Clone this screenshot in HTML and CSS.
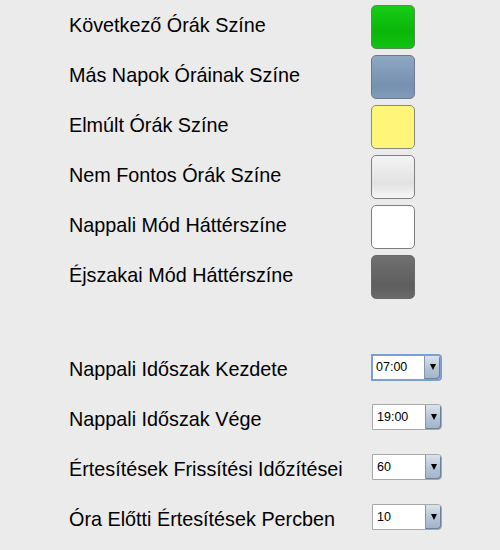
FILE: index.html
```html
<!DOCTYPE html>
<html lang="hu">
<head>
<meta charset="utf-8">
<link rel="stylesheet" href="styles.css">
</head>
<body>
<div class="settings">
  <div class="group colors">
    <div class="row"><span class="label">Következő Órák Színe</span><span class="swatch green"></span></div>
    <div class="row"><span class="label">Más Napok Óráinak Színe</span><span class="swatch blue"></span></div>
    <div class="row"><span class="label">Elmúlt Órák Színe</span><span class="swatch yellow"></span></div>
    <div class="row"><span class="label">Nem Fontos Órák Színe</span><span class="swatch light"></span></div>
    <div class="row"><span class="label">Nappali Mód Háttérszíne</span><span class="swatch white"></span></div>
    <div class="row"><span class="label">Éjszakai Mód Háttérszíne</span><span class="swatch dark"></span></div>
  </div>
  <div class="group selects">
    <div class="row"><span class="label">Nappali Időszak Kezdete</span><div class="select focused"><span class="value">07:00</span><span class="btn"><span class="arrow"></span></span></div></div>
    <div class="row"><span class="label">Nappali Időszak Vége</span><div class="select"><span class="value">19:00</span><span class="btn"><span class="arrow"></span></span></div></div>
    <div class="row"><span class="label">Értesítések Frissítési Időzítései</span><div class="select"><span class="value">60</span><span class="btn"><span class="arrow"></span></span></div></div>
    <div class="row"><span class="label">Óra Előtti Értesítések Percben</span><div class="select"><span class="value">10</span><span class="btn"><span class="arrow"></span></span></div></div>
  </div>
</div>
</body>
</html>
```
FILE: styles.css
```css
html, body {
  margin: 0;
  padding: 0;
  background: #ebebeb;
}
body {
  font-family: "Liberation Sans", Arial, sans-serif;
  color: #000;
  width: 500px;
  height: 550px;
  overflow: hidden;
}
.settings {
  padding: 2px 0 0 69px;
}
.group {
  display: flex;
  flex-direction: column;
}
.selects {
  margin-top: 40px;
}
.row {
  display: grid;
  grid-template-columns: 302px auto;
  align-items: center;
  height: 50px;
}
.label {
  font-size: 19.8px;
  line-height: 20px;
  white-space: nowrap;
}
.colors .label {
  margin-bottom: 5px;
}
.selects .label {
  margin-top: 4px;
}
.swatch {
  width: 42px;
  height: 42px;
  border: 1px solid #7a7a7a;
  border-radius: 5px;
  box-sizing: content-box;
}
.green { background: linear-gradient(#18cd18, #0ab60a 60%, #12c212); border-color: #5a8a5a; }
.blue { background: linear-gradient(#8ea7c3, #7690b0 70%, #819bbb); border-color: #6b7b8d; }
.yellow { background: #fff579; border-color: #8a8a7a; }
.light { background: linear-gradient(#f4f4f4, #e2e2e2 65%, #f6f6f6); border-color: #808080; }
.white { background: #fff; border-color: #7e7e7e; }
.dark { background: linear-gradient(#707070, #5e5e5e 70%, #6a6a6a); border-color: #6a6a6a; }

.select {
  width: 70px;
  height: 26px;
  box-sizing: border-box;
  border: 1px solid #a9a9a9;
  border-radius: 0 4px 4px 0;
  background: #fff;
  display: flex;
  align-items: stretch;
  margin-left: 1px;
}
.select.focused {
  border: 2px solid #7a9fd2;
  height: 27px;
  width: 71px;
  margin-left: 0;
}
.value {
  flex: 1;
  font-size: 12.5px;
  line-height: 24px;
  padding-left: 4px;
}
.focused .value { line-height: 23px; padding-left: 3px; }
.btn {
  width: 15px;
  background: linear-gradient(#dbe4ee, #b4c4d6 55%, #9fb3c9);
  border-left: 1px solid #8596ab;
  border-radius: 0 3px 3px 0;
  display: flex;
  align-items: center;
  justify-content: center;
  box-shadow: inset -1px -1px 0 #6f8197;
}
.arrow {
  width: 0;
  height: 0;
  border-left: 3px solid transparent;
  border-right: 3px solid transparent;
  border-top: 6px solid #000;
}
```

════

All of the lines above should be printed exactly, minus the pictures.

• Full solution
Clone this screenshot in HTML and CSS.
FILE: index.html
```html
<!DOCTYPE html>
<html lang="hu">
<head>
<meta charset="utf-8">
<link rel="stylesheet" href="styles.css">
</head>
<body>
<div class="settings">
  <div class="group colors">
    <div class="row"><span class="label">Következő Órák Színe</span><span class="swatch green"></span></div>
    <div class="row"><span class="label">Más Napok Óráinak Színe</span><span class="swatch blue"></span></div>
    <div class="row"><span class="label">Elmúlt Órák Színe</span><span class="swatch yellow"></span></div>
    <div class="row"><span class="label">Nem Fontos Órák Színe</span><span class="swatch light"></span></div>
    <div class="row"><span class="label">Nappali Mód Háttérszíne</span><span class="swatch white"></span></div>
    <div class="row"><span class="label">Éjszakai Mód Háttérszíne</span><span class="swatch dark"></span></div>
  </div>
  <div class="group selects">
    <div class="row"><span class="label">Nappali Időszak Kezdete</span><div class="select focused"><span class="value">07:00</span><span class="btn"><span class="arrow"></span></span></div></div>
    <div class="row"><span class="label">Nappali Időszak Vége</span><div class="select"><span class="value">19:00</span><span class="btn"><span class="arrow"></span></span></div></div>
    <div class="row"><span class="label">Értesítések Frissítési Időzítései</span><div class="select"><span class="value">60</span><span class="btn"><span class="arrow"></span></span></div></div>
    <div class="row"><span class="label">Óra Előtti Értesítések Percben</span><div class="select"><span class="value">10</span><span class="btn"><span class="arrow"></span></span></div></div>
  </div>
</div>
</body>
</html>
```
FILE: styles.css
```css
html, body {
  margin: 0;
  padding: 0;
  background: #ebebeb;
}
body {
  font-family: "Liberation Sans", Arial, sans-serif;
  color: #000;
  width: 500px;
  height: 550px;
  overflow: hidden;
}
.settings {
  padding: 2px 0 0 69px;
}
.group {
  display: flex;
  flex-direction: column;
}
.selects {
  margin-top: 40px;
}
.row {
  display: grid;
  grid-template-columns: 302px auto;
  align-items: center;
  height: 50px;
}
.label {
  font-size: 19.8px;
  line-height: 20px;
  white-space: nowrap;
}
.colors .label {
  margin-bottom: 5px;
}
.selects .label {
  margin-top: 4px;
}
.swatch {
  width: 42px;
  height: 42px;
  border: 1px solid #7a7a7a;
  border-radius: 5px;
  box-sizing: content-box;
}
.green { background: linear-gradient(#18cd18, #0ab60a 60%, #12c212); border-color: #5a8a5a; }
.blue { background: linear-gradient(#8ea7c3, #7690b0 70%, #819bbb); border-color: #6b7b8d; }
.yellow { background: #fff579; border-color: #8a8a7a; }
.light { background: linear-gradient(#f4f4f4, #e2e2e2 65%, #f6f6f6); border-color: #808080; }
.white { background: #fff; border-color: #7e7e7e; }
.dark { background: linear-gradient(#707070, #5e5e5e 70%, #6a6a6a); border-color: #6a6a6a; }

.select {
  width: 70px;
  height: 26px;
  box-sizing: border-box;
  border: 1px solid #a9a9a9;
  border-radius: 0 4px 4px 0;
  background: #fff;
  display: flex;
  align-items: stretch;
  margin-left: 1px;
}
.select.focused {
  border: 2px solid #7a9fd2;
  height: 27px;
  width: 71px;
  margin-left: 0;
}
.value {
  flex: 1;
  font-size: 12.5px;
  line-height: 24px;
  padding-left: 4px;
}
.focused .value { line-height: 23px; padding-left: 3px; }
.btn {
  width: 15px;
  background: linear-gradient(#dbe4ee, #b4c4d6 55%, #9fb3c9);
  border-left: 1px solid #8596ab;
  border-radius: 0 3px 3px 0;
  display: flex;
  align-items: center;
  justify-content: center;
  box-shadow: inset -1px -1px 0 #6f8197;
}
.arrow {
  width: 0;
  height: 0;
  border-left: 3px solid transparent;
  border-right: 3px solid transparent;
  border-top: 6px solid #000;
}
```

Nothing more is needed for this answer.